Properly I think the cremator ought to be inside the ‘chapel’, just as the grave is in front of us for a graveside ceremony, and watching the corpse go gloriously into the flames would have a parallel, finalizing effect to lowering it into a grave, while we relinquish our attachment to the dull, grey residue – relinquishment is only a mental adjustment, outside the constraints of religious faith. Almost all of the body gets vaporized, and the roasted and ground bones are a sorry souvenir for the beautiful thing that introduced us to the soul who inhabited it all her life, and which we’ve just gone to so much trouble to dispose of with so much ceremony and meaning.
Jed, I agree the funeral should be with the body but committal with the body is only possible with burial, or perhaps with Hindu funeral pyres (this ritual is very different to watching curtains close pre-incineration).
Committal of ashes is a post-crem service after the funeral with the body and is often omitted as we know.
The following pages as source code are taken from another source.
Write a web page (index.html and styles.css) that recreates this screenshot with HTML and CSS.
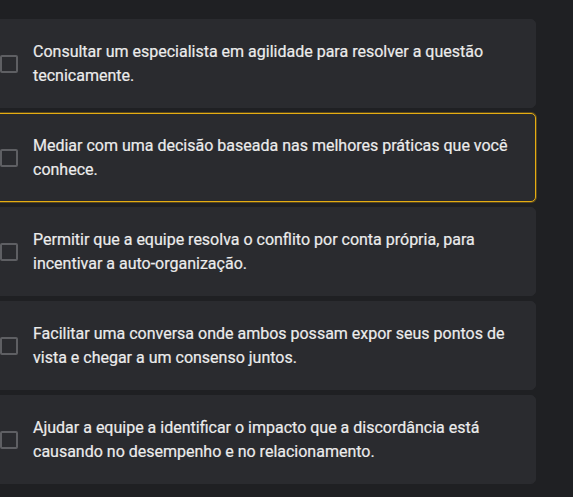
FILE: index.html
```html
<!DOCTYPE html>
<html lang="pt">
<head>
<meta charset="utf-8">
<link rel="stylesheet" href="styles.css">
</head>
<body>
<div class="list">
  <div class="card">
    <span class="box"></span>
    <p class="txt">Consultar um especialista em agilidade para resolver a questão tecnicamente.</p>
  </div>
  <div class="card active">
    <span class="box"></span>
    <p class="txt">Mediar com uma decisão baseada nas melhores práticas que você conhece.</p>
  </div>
  <div class="card">
    <span class="box"></span>
    <p class="txt">Permitir que a equipe resolva o conflito por conta própria, para incentivar a auto-organização.</p>
  </div>
  <div class="card">
    <span class="box"></span>
    <p class="txt">Facilitar uma conversa onde ambos possam expor seus pontos de vista e chegar a um consenso juntos.</p>
  </div>
  <div class="card">
    <span class="box"></span>
    <p class="txt">Ajudar a equipe a identificar o impacto que a discordância está causando no desempenho e no relacionamento.</p>
  </div>
</div>
</body>
</html>
```
FILE: styles.css
```css
html, body {
  margin: 0;
  padding: 0;
  background: #1f2023;
  overflow: hidden;
}
body {
  font-family: Roboto, "Noto Sans", sans-serif;
  color: #ececec;
}
.list {
  display: flex;
  flex-direction: column;
  gap: 5px;
  margin: 19px 0 0 -12px;
  width: 548px;
}
.card {
  box-sizing: border-box;
  height: 89px;
  display: flex;
  align-items: center;
  gap: 15px;
  padding: 0 24px 0 11px;
  background: #2a2b2f;
  border: 1px solid #2a2b2f;
  border-radius: 5px;
}
.card.active {
  border-color: #e5ad12;
  box-shadow: 0 0 0 1px rgba(200, 150, 20, 0.35);
}
.box {
  flex: none;
  box-sizing: border-box;
  width: 18px;
  height: 18px;
  border: 2px solid #5e5f63;
  border-radius: 2px;
}
.txt {
  margin: 0;
  font-size: 16px;
  line-height: 24px;
  -webkit-text-stroke: 0.2px #ececec;
}
```
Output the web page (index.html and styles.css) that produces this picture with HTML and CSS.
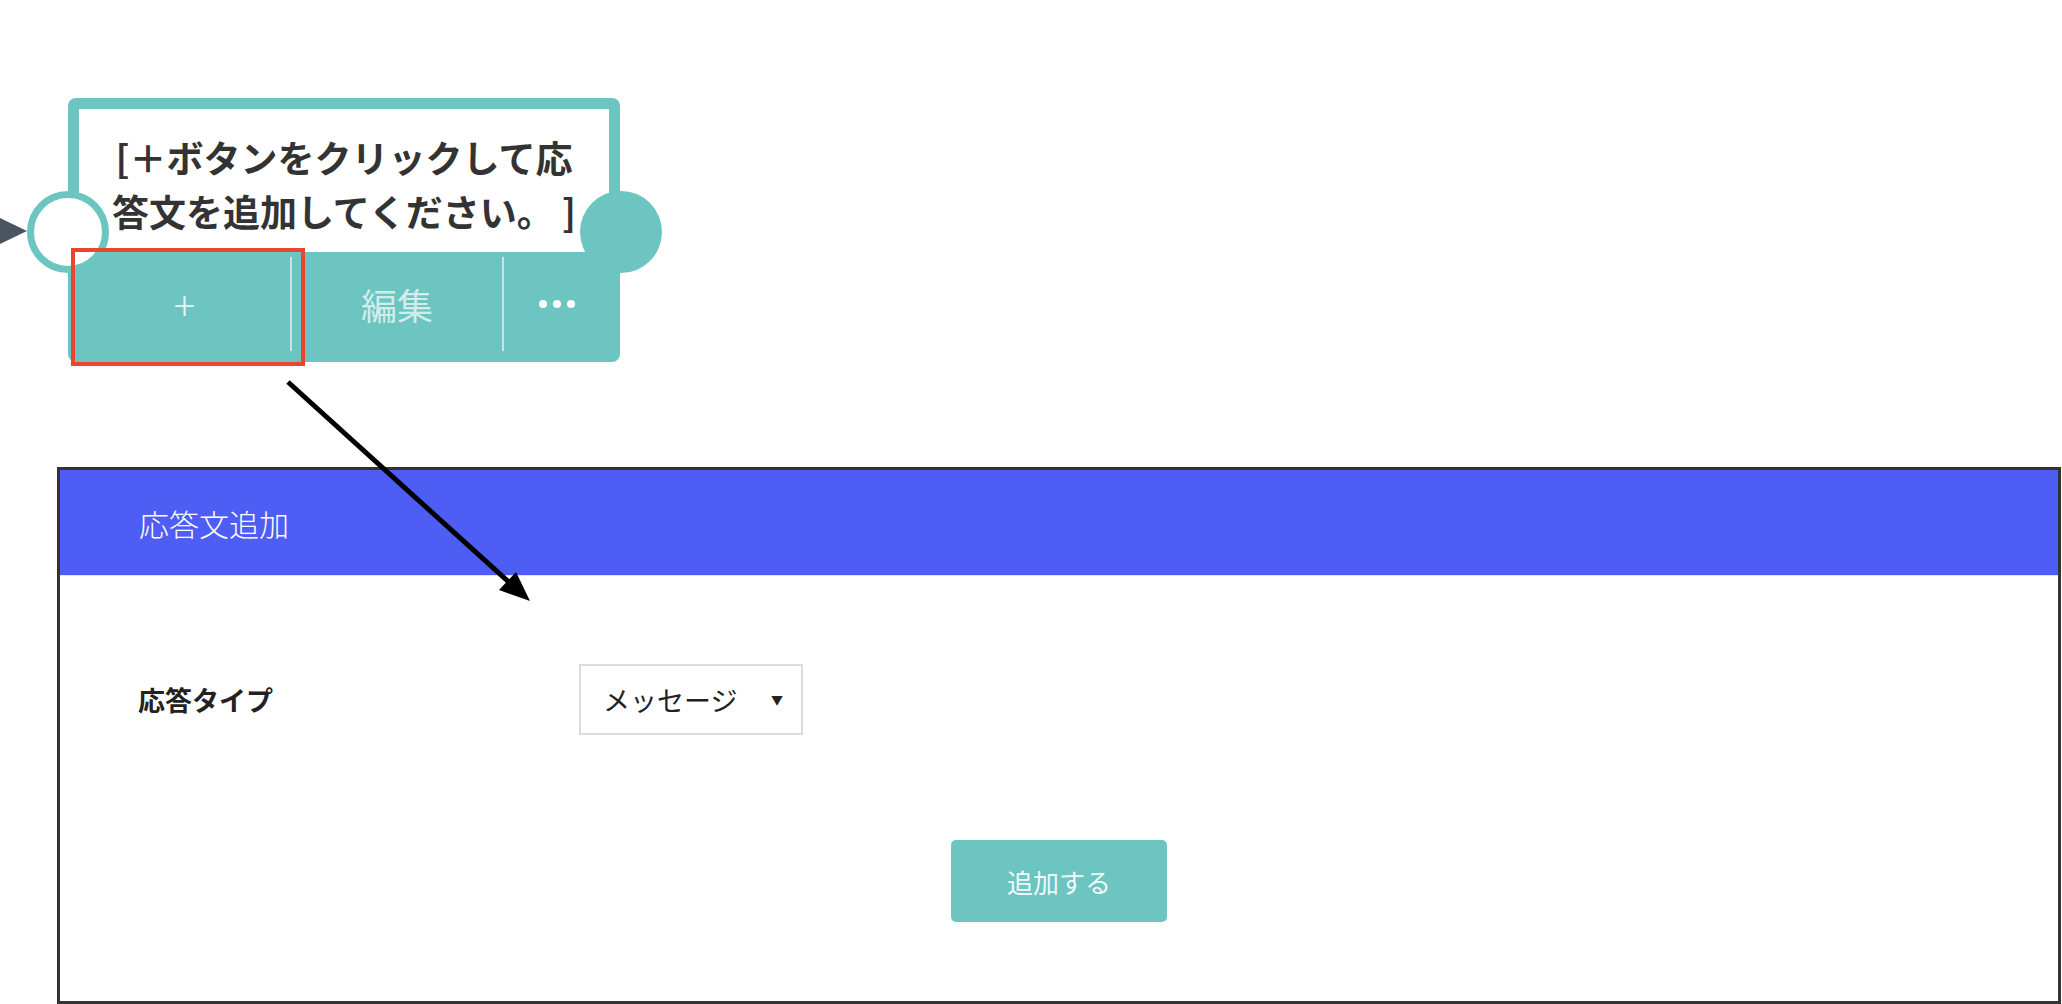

I agree the crem satisfies many people for various reasons, just as I agree it’s worth exploring crem alternatives for funeral services and genuine committals.
I think Charles was right to say the committal is when you assign the ashes (or body) somewhere. A committal, by definition, is this physical act. It doesn’t deny the ‘the whole lifetime of lines ahead’. In fact, its finiteness should help with that.
PS Jed, this RR bloke always like reading your comments too. 🙂
RR & Charles – Aha ‘it’s all over’ as in the committal is all over – geddit! I used to think the ‘committal’ meant committing the soul to God’s judgement, but it is just the physical act of placing of the body/ashes into the ground…? Now we’re separating the body/ashes from the soul. My crem ‘committals’ (with or without curtains) have been about committing the body to be cremated and committing that otherness to hearts, memories, timelessness….and even occasionally (don’t spontaneously combust RR) to God. Rethink needed.
Ah, I see your point, Jed! I agreed that the physical act of committal is when you put the ashes (or body) to rest, but, yes, in faith terms, this ritual, of course, symbolises the separation of the immortal soul from the mortal remains.
I deliberately didn’t get theological here as the point made was simply that the curtains closing on the coffin is a process before a committal. Some people, who don’t think beyond this to the final resting place of either soul or ashes, may find this useful.
Me and my mam was chatting about cremation the other day and in our opinion we feel its too final, like my close friend had a cremation and her ashes scattered per her wishes but I so miss her not having a grave I could go do. Still respect peoples wishes though as like my friend if thats they wishes well thats what is done.
Lee – it’s hard to not have a physical place where someone is, isn’t it? But maybe your friend wanted to feel ‘free’ and not confined under the earth… perhaps you can choose a special place that meant something to you and your friend and go there to remember?
I agree Jed, the separation of the place and the process will be the end of a meaningful funeral ritual and the beginning of something new.
Interesting.. almost like the abortion debate in reverse?
Recently I had a bumbling Minister close the curtains at the end of a service when the family had specifically asked for them to remain open. As he immediately left the chapel at this point, I did not have time to re-open them, something I have done once or twice in the past under similar circumstances. Anyway, once outside the back door, mindful of the next service being at the front door – the mother of the deceased made her feelings clear to the Vicar and of course, myself. Once this was done, she joined the rest of her family viewing the flowers.
A few moments later – she came to complain again. ‘My daughter hated being shut in’ she told me.
Even as a very sympathetic FD my mind naturally turned to the inescapable fact that within a few moments of the curtains closing – the actual cremation would be under-way – in the cremation chamber. You couldn’t get a more ‘closed-in’ space.
All of which proves only one thing – every funeral is unique in the mind of those attending or organising it. An inconsequential slip to me could easily be a major disaster to someone else.
Curtains? Personally I hate them. But doors are worse – especially when you know some poor bloke is frantically winding a handle backstage to withdraw the coffin from view having got the signal from the person taking the ceremony.
I find that the curtains are bit of a sanitised method of committal, and often close too quickly. The catafalque with conveyer belt/doors are a bit too industrial (more so at busier crems). The lowering of the catafalque seems a bit tacky in trying to emulate burial. I have noticed that many European crematoria use the “do nothing” method, and a few use moving screens (in one case revolving) instead of curtains. In Japan, the committal is straight into the cremator!
Is there really a perfect method of committal, or do families need choices?
It would be a very interesting subject for more research or an article in this blog, as to what would be the generally preferred method of committal/coffin vanishing point at a crematorium.